Les parties supportent-elles des frais et comment sont-ils calculés ?
La procédure de conciliation devant le juge de paix entraîne des frais relativement faibles afin d’offrir une solution accessible de résolution des conflits. Les frais sont fixés par les règlements tarifaires des Länder et s’élèvent en général entre 10 et 40 euros pour l’ensemble de la procédure ; en cas de conclusion d’un accord, la redevance peut augmenter. S’y ajoutent le cas échéant des débours, par exemple pour la signification des convocations ou l’audition de témoins. En règle générale, les deux parties supportent à parts égales les frais, sauf accord contraire. Le paiement s’effectue sur présentation de l’avis de perception auprès du juge de paix ou de la commune compétente.
Existe-t-il des voies de recours contre la décision du juge de paix ?

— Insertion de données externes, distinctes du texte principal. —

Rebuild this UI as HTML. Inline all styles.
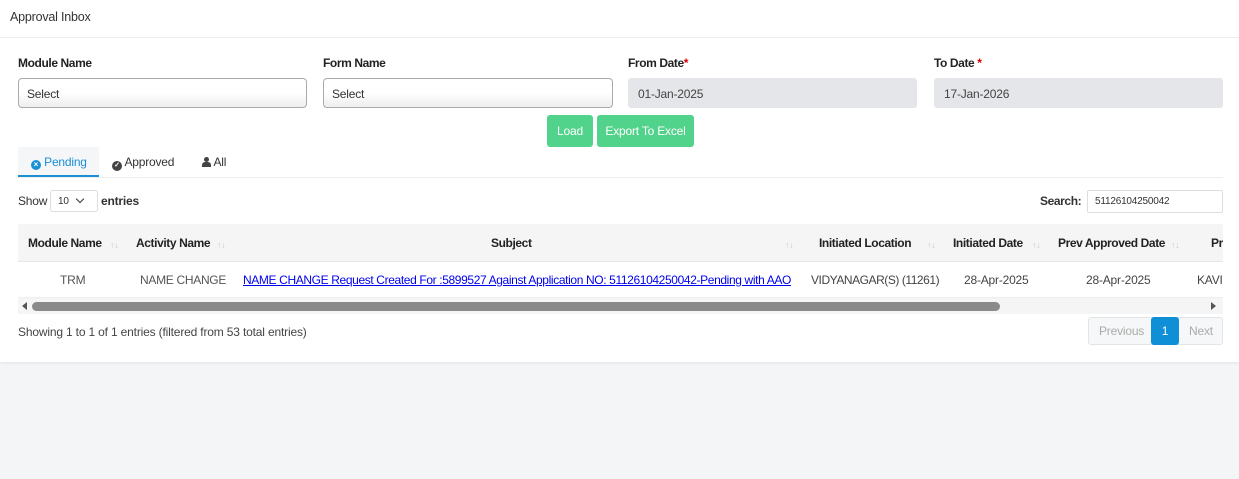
<!DOCTYPE html>
<html><head><style>
*{box-sizing:border-box;margin:0;padding:0}
body{width:1239px;height:479px;background:#f4f5f7;font-family:"Liberation Sans",sans-serif;font-size:12px;color:#333;position:relative;overflow:hidden;letter-spacing:-0.2px}
.card{position:absolute;left:0;top:0;width:1239px;height:362px;background:#fff;box-shadow:0 1px 3px rgba(0,0,0,.08)}
.a{position:absolute;white-space:nowrap}
.lbl{font-weight:bold;color:#222;font-size:12px;letter-spacing:-0.4px}
.sel{position:absolute;top:78px;height:30px;border:1px solid #aaa;border-radius:4px;background:linear-gradient(#fff 50%,#eee);padding:8px 8px;font-size:12px;color:#333}
.dt{position:absolute;top:78px;height:30px;width:289px;background:#e4e6e9;border-radius:3px;padding:9px 10px;color:#444}
.btn{position:absolute;top:115px;height:32px;background:#52d38b;color:#fff;border-radius:3px;padding:9px 0;text-align:center}
.sa{color:#ccc;font-size:9px;font-weight:normal;position:absolute}
.ic{display:inline-block;width:10px;height:10px;border-radius:50%;color:#fff;font-size:8px;line-height:10px;text-align:center;font-weight:bold;vertical-align:-1px;letter-spacing:0}
</style></head><body>
<div class="card">
<div class="a" style="left:10px;top:10px;font-size:12.5px;color:#333">Approval Inbox</div>
<div class="a" style="left:0;top:37px;width:1239px;height:1px;background:#eee"></div>
<div class="a lbl" style="left:18px;top:56px">Module Name</div>
<div class="a lbl" style="left:323px;top:56px">Form Name</div>
<div class="a lbl" style="left:628px;top:56px">From Date<span style="color:#d00">*</span></div>
<div class="a lbl" style="left:934px;top:56px">To Date <span style="color:#d00">*</span></div>
<div class="sel" style="left:18px;width:289px">Select</div>
<div class="sel" style="left:323px;width:290px">Select</div>
<div class="dt" style="left:628px">01-Jan-2025</div>
<div class="dt" style="left:934px">17-Jan-2026</div>
<div class="btn" style="left:547px;width:46px">Load</div>
<div class="btn" style="left:597px;width:97px">Export To Excel</div>
<div class="a" style="left:18px;top:147px;width:81px;height:30px;background:#f4f6f8;border-bottom:2px solid #1a8fd6"></div>
<div class="a" style="left:18px;top:177px;width:1205px;height:1px;background:#eee"></div>
<div class="a" style="left:31px;top:155px;color:#1a8fd6"><span class="ic" style="background:#1a8fd6">×</span> Pending</div>
<div class="a" style="left:112px;top:155px;color:#333"><span class="ic" style="background:#444;font-size:7px">✓</span> Approved</div>
<div class="a" style="left:202px;top:155px;color:#333"><span style="display:inline-block;width:9px;height:10px;position:relative;vertical-align:-1px"><span style="position:absolute;left:2px;top:0;width:5px;height:5px;border-radius:50%;background:#444"></span><span style="position:absolute;left:0;top:5px;width:9px;height:5px;border-radius:3px 3px 0 0;background:#444"></span></span> All</div>
<div class="a" style="left:18px;top:194px">Show</div>
<div class="a" style="left:50px;top:190px;width:48px;height:22px;border:1px solid #ddd;border-radius:3px;font-size:10px;padding:5px 7px">10 <span style="margin-left:6px;display:inline-block;width:6px;height:6px;border-right:1.3px solid #333;border-bottom:1.3px solid #333;transform:rotate(45deg);vertical-align:2px"></span></div>
<div class="a" style="left:101px;top:194px;font-weight:bold">entries</div>
<div class="a" style="left:1040px;top:194px;font-weight:bold;letter-spacing:-0.4px">Search:</div>
<div class="a" style="left:1087px;top:190px;width:136px;height:23px;border:1px solid #ddd;border-radius:2px;font-size:10px;padding:5px 7px">51126104250042</div>
<div class="a" style="left:18px;top:224px;width:1205px;height:38px;background:#f5f5f5;border-bottom:1px solid #e6e6e6"></div>
<div class="a" style="left:18px;top:297px;width:1205px;height:1px;background:#eee"></div>
<div class="a lbl" style="left:28px;top:236px">Module Name</div><span class="sa" style="left:110px;top:240px">↑↓</span>
<div class="a lbl" style="left:136px;top:236px">Activity Name</div><span class="sa" style="left:217px;top:240px">↑↓</span>
<div class="a lbl" style="left:491px;top:236px">Subject</div><span class="sa" style="left:785px;top:240px">↑↓</span>
<div class="a lbl" style="left:819px;top:236px">Initiated Location</div><span class="sa" style="left:927px;top:240px">↑↓</span>
<div class="a lbl" style="left:953px;top:236px">Initiated Date</div><span class="sa" style="left:1032px;top:240px">↑↓</span>
<div class="a lbl" style="left:1058px;top:236px">Prev Approved Date</div><span class="sa" style="left:1171px;top:240px">↑↓</span>
<div class="a lbl" style="left:1211px;top:236px;width:12px;overflow:hidden">Prev</div>
<div class="a" style="left:60px;top:273px;color:#555">TRM</div>
<div class="a" style="left:140px;top:273px;color:#555;letter-spacing:-0.3px">NAME CHANGE</div>
<div class="a" style="left:243px;top:273px;color:#00e;text-decoration:underline;letter-spacing:-0.37px">NAME CHANGE Request Created For :5899527 Against Application NO: 51126104250042-Pending with AAO</div>
<div class="a" style="left:811px;top:273px;color:#444;letter-spacing:-0.45px">VIDYANAGAR(S) (11261)</div>
<div class="a" style="left:964px;top:273px;color:#444">28-Apr-2025</div>
<div class="a" style="left:1086px;top:273px;color:#444">28-Apr-2025</div>
<div class="a" style="left:1197px;top:273px;color:#444;width:26px;overflow:hidden">KAVITHA</div>
<div class="a" style="left:18px;top:298px;width:1205px;height:16px;background:#f5f5f5"></div>
<div class="a" style="left:22px;top:302px;width:0;height:0;border-top:4px solid transparent;border-bottom:4px solid transparent;border-right:5px solid #555"></div>
<div class="a" style="left:1211px;top:302px;width:0;height:0;border-top:4px solid transparent;border-bottom:4px solid transparent;border-left:5px solid #555"></div>
<div class="a" style="left:32px;top:302px;width:968px;height:9px;border-radius:5px;background:#8a8a8a"></div>
<div class="a" style="left:18px;top:325px;color:#444;letter-spacing:-0.17px">Showing 1 to 1 of 1 entries (filtered from 53 total entries)</div>
<div class="a" style="left:1088px;top:317px;width:135px;height:28px;border:1px solid #e2e5e8;border-radius:3px;background:#f6f7f8"></div>
<div class="a" style="left:1099px;top:324px;color:#aaa">Previous</div>
<div class="a" style="left:1151px;top:317px;width:28px;height:28px;background:#0f8fd6;border-radius:3px;color:#fff;text-align:center;padding-top:7px">1</div>
<div class="a" style="left:1189px;top:324px;color:#aaa">Next</div>
</div>
</body></html>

Étant donné que le juge de paix ne rend pas de décisions juridictionnelles définitives mais se limite à faciliter un accord ou à consigner un échec, il n’existe pas à proprement parler de recours contre son activité. Après un échec de la conciliation, il reste tout à fait possible pour les parties de porter le litige devant un tribunal d’État. En cas de délivrance d’une attestation de procédure par le juge de paix, il est possible, dans les délais prévus, de saisir la juridiction compétente. Les parties peuvent formuler des objections sur le déroulement de la procédure ou contre le procès-verbal directement au cours de la conciliation. Le contrôle judiciaire est limité, hormis pour les éventuels manquements formels ou la question de la recevabilité de la procédure de conciliation.